Official Journal of the European Union

C 147/24

(Case T-159/13)

2013/C 147/44

Language of the case: English

Parties

Applicant: HK Intertrade Co. Ltd (Wanchai, Hong-Kong) (represented by: J. Grayston, Solicitor, P. Gjørtler, G. Pandey, D. Rovetta, N. Pilkington and D. Sellers, lawyers)

Defendant: Council of the European Union

Form of order sought

The applicant claims that the Court should:

Annul Council Decision 2012/829/CFSP of 21 December 2012 (OJ 22.12.2012, L 356, p.71), amending Decision 2010/413/CFSP concerning restrictive measures against Iran, and Council Implementing Regulation (EU) No 1264/2012 of 21 December 2012 (OJ 22.12.2012, L 356, p.55), implementing Regulation (EU) No 267/2012 concerning restrictive measures against Iran, in so far as the contested acts include the applicant; and,

Order the Council to bear the costs of the present proceedings.
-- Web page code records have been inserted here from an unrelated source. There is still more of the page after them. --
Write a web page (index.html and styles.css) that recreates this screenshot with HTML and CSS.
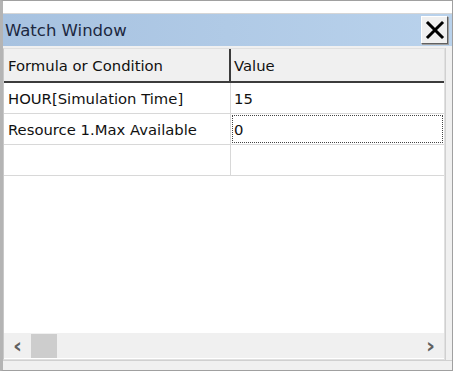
FILE: index.html
```html
<!DOCTYPE html>
<html>
<head>
<meta charset="utf-8">
<link rel="stylesheet" href="styles.css">
</head>
<body>
<div class="win">
  <div class="topstrip"></div>
  <div class="titlebar">
    <span class="title">Watch Window</span>
    <div class="close">
      <svg width="20" height="20" viewBox="0 0 20 20"><path d="M3 3 L17 17 M17 3 L3 17" stroke="#000" stroke-width="3" stroke-linecap="square"/></svg>
    </div>
  </div>
  <div class="panel">
    <div class="gridwrap">
      <div class="grid">
        <div class="row head">
          <div class="c1">Formula or Condition</div>
          <div class="c2">Value</div>
        </div>
        <div class="row">
          <div class="c1">HOUR[Simulation Time]</div>
          <div class="c2">15</div>
        </div>
        <div class="row">
          <div class="c1">Resource 1.Max Available</div>
          <div class="c2 focus">0</div>
        </div>
        <div class="row">
          <div class="c1"></div>
          <div class="c2"></div>
        </div>
      </div>
      <div class="hscroll">
        <span class="arrow">&lsaquo;</span>
        <div class="thumb"></div>
        <div class="track"></div>
        <span class="arrow">&rsaquo;</span>
      </div>
    </div>
    <div class="vedge"></div>
  </div>
  <div class="bottom"></div>
</div>
</body>
</html>
```
FILE: styles.css
```css
html, body { margin: 0; padding: 0; }
body { width: 453px; height: 371px; background: #fff; overflow: hidden; font-family: "DejaVu Sans", sans-serif; }
.win { width: 453px; height: 371px; box-sizing: border-box; border: 1px solid #a0a0a0; border-left: 3px solid #b4b4b4; display: flex; flex-direction: column; background: #fff; }
.topstrip { height: 12px; background: #fff; border-bottom: 1px solid #d6d6d6; }
.titlebar { height: 32px; background: linear-gradient(to right, #a7c2e0, #b9d2ec); display: flex; align-items: center; justify-content: space-between; padding-left: 2px; }
.title { font-family: "DejaVu Sans", sans-serif; font-size: 16.5px; color: #1c2840; margin-top: 1px; }
.close { width: 27px; height: 28px; box-sizing: border-box; background: #f0f0f0; border: 1px solid #fff; border-right-color: #606060; border-bottom-color: #606060; box-shadow: 1px 1px 0 #a0a0a0; display: flex; align-items: center; justify-content: center; margin-right: 4px; }
.panel { flex: 1; display: flex; background: #f0f0f0; border-top: 2px solid #f0f0f0; }
.gridwrap { flex: 1; display: flex; flex-direction: column; border: 1px solid #e0e0e0; border-left: 1px solid #c8c8c8; background: #fff; }
.grid { flex: 1; }
.row { display: flex; height: 30px; border-bottom: 1px solid #d8d8d8; }
.row > div { font-size: 14.8px; color: #111; display: flex; align-items: center; box-sizing: border-box; }
.c1 { width: 227px; padding-left: 4px; border-right: 1px solid #d8d8d8; }
.c2 { flex: 1; padding-left: 3px; }
.row.head { height: 32px; background: #f0f0f0; border-bottom: 2px solid #3c3c3c; }
.row.head .c1 { border-right: 2px solid #3c3c3c; }
.focus { outline: 1px dotted #444; outline-offset: -2px; }
.hscroll { height: 25px; background: #f0f0f0; display: flex; align-items: center; margin-bottom: 1px; }
.arrow { width: 27px; text-align: center; font-size: 22px; font-weight: bold; color: #606060; line-height: 25px; }
.thumb { width: 26px; height: 24px; background: #cdcdcd; }
.track { flex: 1; }
.vedge { width: 6px; border-left: 1px solid #d0d0d0; }
.bottom { height: 9px; background: #f0f0f0; border-top: 1px solid #d0d0d0; }
```
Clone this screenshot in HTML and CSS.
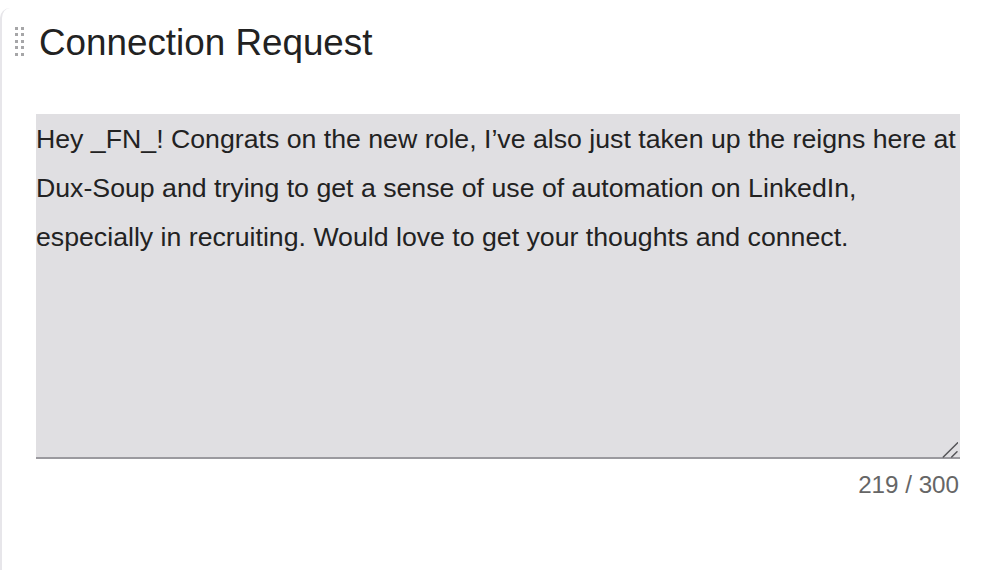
FILE: index.html
```html
<!DOCTYPE html>
<html>
<head>
<meta charset="utf-8">
<link rel="stylesheet" href="styles.css">
</head>
<body>
<div class="card">
  <div class="header">
    <span class="grip"><i></i><i></i><i></i><i></i><i></i><i></i><i></i><i></i><i></i><i></i></span>
    <h1 class="title">Connection Request</h1>
  </div>
  <div class="field">
    <div class="box">
      <textarea class="message" readonly>Hey _FN_! Congrats on the new role, I’ve also just taken up the reigns here at Dux-Soup and trying to get a sense of use of automation on LinkedIn, especially in recruiting. Would love to get your thoughts and connect.</textarea>
      <svg class="grip-resize" width="18" height="18" viewBox="0 0 18 18"><path d="M3.3 17 L17.7 2.7 M11.7 17 L17 11.7" stroke="#555558" stroke-width="1.5" fill="none" stroke-linecap="round"/></svg>
    </div>
    <div class="counter">219 / 300</div>
  </div>
</div>
</body>
</html>
```

FILE: styles.css
```css
html, body {
  margin: 0;
  padding: 0;
  background: #ffffff;
}
body {
  font-family: "Liberation Sans", Arial, sans-serif;
  color: #222222;
  width: 994px;
  height: 570px;
  overflow: hidden;
}
.card {
  margin-top: 8px;
  height: 562px;
  border-left: 2px solid #e7e6ea;
  border-top-left-radius: 10px;
  box-sizing: border-box;
  padding: 0 34px 0 34px;
}
.header {
  display: flex;
  align-items: center;
  height: 70px;
  margin-left: -21px;
}
.grip {
  display: grid;
  grid-template-columns: 3px 3px;
  grid-auto-rows: 3px;
  column-gap: 3px;
  row-gap: 3.5px;
  margin-right: 15px;
  margin-top: -4px;
}
.grip i {
  display: block;
  background: #a6a6a8;
}
.title {
  margin: 0;
  font-size: 36.8px;
  font-weight: 400;
  color: #222222;
  line-height: 40px;
}
.field {
  margin-top: 36px;
  width: 924px;
}
.box {
  position: relative;
}
.message {
  display: block;
  width: 924px;
  height: 345px;
  box-sizing: border-box;
  margin: 0;
  padding: 1px 0 0 0;
  border: none;
  border-bottom: 2px solid #9b9a9f;
  background: #e0dfe2;
  font-family: "Liberation Sans", Arial, sans-serif;
  font-size: 26.7px;
  line-height: 49px;
  color: #222222;
  outline: none;
  resize: none;
  overflow: hidden;
}
.grip-resize {
  position: absolute;
  right: 2px;
  bottom: 1px;
}
.counter {
  text-align: right;
  font-size: 24.2px;
  color: #666666;
  margin-top: 12px;
  padding-right: 1px;
}
```
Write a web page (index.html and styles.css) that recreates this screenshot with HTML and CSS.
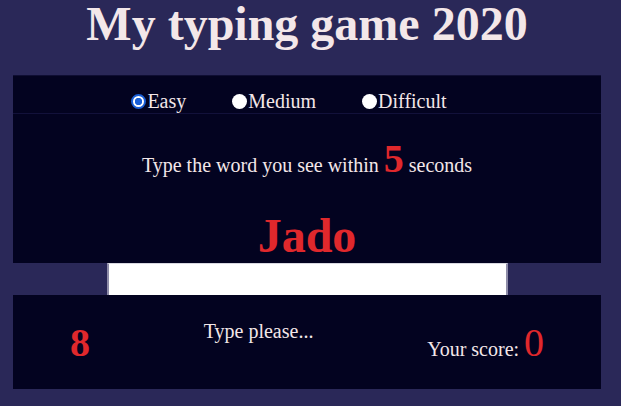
FILE: index.html
```html
<!DOCTYPE html>
<html>
<head>
<meta charset="utf-8">
<title>My typing game 2020</title>
<link rel="stylesheet" href="styles.css">
</head>
<body>
<h1 class="title">My typing game 2020</h1>
<section class="panel board">
  <div class="levels">
    <label class="level"><input type="radio" name="level" class="radio" checked>Easy</label>
    <label class="level"><input type="radio" name="level" class="radio">Medium</label>
    <label class="level"><input type="radio" name="level" class="radio">Difficult</label>
  </div>
  <div class="stage">
    <p class="instruction">Type the word you see within <span class="seconds">5</span> seconds</p>
    <p class="word">Jado</p>
  </div>
</section>
<div class="input-row"><input type="text" class="word-input"></div>
<section class="panel stats">
  <div class="time">8</div>
  <div class="message">Type please...</div>
  <div class="score">Your score: <span class="score-value">0</span></div>
</section>
</body>
</html>
```
FILE: styles.css
```css
html, body {
  margin: 0;
  padding: 0;
}
body {
  background: #2a2858;
  color: #f3e7e9;
  font-family: "Liberation Serif", "Times New Roman", serif;
  font-size: 20px;
  height: 406px;
  overflow: hidden;
}
.title {
  margin: 0 0 27px;
  padding-right: 7px;
  font-size: 48px;
  line-height: 48px;
  font-weight: bold;
  text-align: center;
}
.panel {
  background: #030320;
  margin: 0 20px 0 13px;
}
.board {
  border-top: 1px solid #0f0e33;
}
.levels {
  display: flex;
  justify-content: center;
  padding: 14px 0 0 2px;
  line-height: 23px;
  border-bottom: 1px solid #12113a;
}
.level {
  margin-right: 42px;
  white-space: nowrap;
}
.radio {
  appearance: none;
  -webkit-appearance: none;
  width: 15px;
  height: 15px;
  margin: 3px 1px 0 4px;
  border-radius: 50%;
  background: #ffffff;
  box-sizing: border-box;
  vertical-align: -1px;
}
.radio:checked {
  border: 2px solid #1a5fd6;
  background: radial-gradient(circle, #1a5fd6 0 3.4px, #ffffff 4px);
}
.stage {
  padding-top: 22px;
  text-align: center;
}
.instruction {
  margin: 0 0 26px;
  line-height: 23px;
}
.seconds {
  color: #e0282c;
  font-weight: bold;
  font-size: 40px;
  line-height: 46px;
}
.word {
  margin: 0;
  color: #e0282c;
  font-size: 48px;
  font-weight: bold;
  line-height: 55px;
}
.input-row {
  display: flex;
  justify-content: center;
  padding-right: 7px;
}
.word-input {
  width: 401px;
  height: 32px;
  margin: 0;
  padding: 0;
  box-sizing: border-box;
  background: #ffffff;
  border: none;
  border-left: 2px solid #8e8ca8;
  border-right: 2px solid #8e8ca8;
  border-top: 1px solid #d8d8e0;
  outline: none;
}
.stats {
  height: 94px;
  box-sizing: border-box;
  padding-top: 25px;
  display: flex;
  justify-content: space-around;
  align-items: flex-start;
}
.time {
  color: #e0282c;
  font-weight: bold;
  font-size: 40px;
  line-height: 46px;
}
.message {
  line-height: 23px;
}
.score {
  line-height: 46px;
}
.score-value {
  color: #e0282c;
  font-size: 40px;
}
```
Pleas in law and main arguments

The applicant submits five grounds of challenge concerning infringement of an essential procedural requirement, as well as infringement of the Treaties and of rules of law relating to their application: violation of the right of hearing, violation of the obligation to give notice, insufficient statement of reasons, violation of the right of defence, and manifest error of assessment.

The applicant finds that the Council failed to perform a hearing of the applicant and violated its obligation to give notice to the applicant. Furthermore, the Council failed to supply a sufficient statement of reasons, which failing has been compounded by the failure of the Council to reply to the applicant’s requests for access to documents and for general disclosure. By these omissions, the Council violated the right of defence of the applicant, who was denied the possibility of effectively arguing against the findings of the Council, as these findings were withheld from the applicant. Contrary to the claim of the Council, the applicant is not a ‘front company’ for National Iranian Oil Company (NIOC), and in any case the Council has not substantiated that the mere fact that the applicant was established as a subsidiary of NIOC is sufficient to thereby entail an economic benefit for the Iranian State contrary to the aim of the contested measures. Further, the Council has clearly violated the right of defence of the applicant and lastly has made manifest errors of assessment.